WYSIWYG: Who is the You?

July 6th, 2018

When someone says “What You See Is What You Get”, they are saying “I’m being upfront and open.”  As they are proclaiming being transparent, they are also say it’s up to you to believe them or not.

Surprise!It’s you!

While no truer words were every spoken, I think the profoundness (and actuality) of the phrase WYSISWG is often missed. We think it’s about the speaker, when, upon closer examination, it’s about the listener. While the speaker is referring to their own openness, ironically, the “you” in the phrase is not referring to the speaker, but to the listener.  The listener is the you in WYSISWG . The listener, not the speaker, is the one who determines how the speaker is seen.

If the listener interprets what’s being said as arrogance, righteousness, untrustworthiness, then that’s what the listener (the “you”) gets. If the listener interprets kindness and vulnerability, that’s what the listener gets, that’s how the speaker shows up. What the listener interprets is what the listener gets. Who the speaker is being, at least in terms of how they are perceived by the listener, is determined by the listener.

Power of the listener

What is so important about understanding the perception and power of the listener?  It matters if you are committed to creating relationships which can achieve big goals, which can rebound quickly when things go array, which can align, collaborate and leverage opportunities.

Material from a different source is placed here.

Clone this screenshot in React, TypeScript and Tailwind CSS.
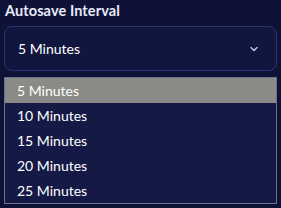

Just as “beauty is in the eye of the beholder”, openness, reliability and trustworthiness are in the ear (perception) of the listener.  It’s not what is said, it’s about what is heard. What’s heard depends on what the listener is listening to.  Is their internal conversation telling them that they should not agree with you, no matter what you say? Is their internal conversation telling them “be careful, be wary”? Do they even know they are listening to an internal conversation that might be limiting how they listen to you?

To influence the listener

If we recognize the power of what’s heard by the listener, then, when we speak, our attention will be on  how our words land on the listener.  To shift our attention from what we say to how our words are heard, here are some essential elements:

  • Be clear about your intended outcome for the conversation. (If it is to “be right; put them in their place”, don’t even open your mouth.)
  • Share the outcome you desire and ask what they hear. Ask if they can support the outcome being realized. If not, dialogue to arrive at a mutually acceptable outcome.
  • During the conversation, check in with each other periodically. Ask what’s been heard and understood. Ask to learn, not to debate. Share what you are understanding, learning.
  • End by summarizing any commitments and next steps.

Even if you are sure you already conduct conversations in this manner, ask people if that’s their experiencing. Knowing their perception is worth its weight in gold in your goal to influence them.

Onward, with ears and hearts ready to listen!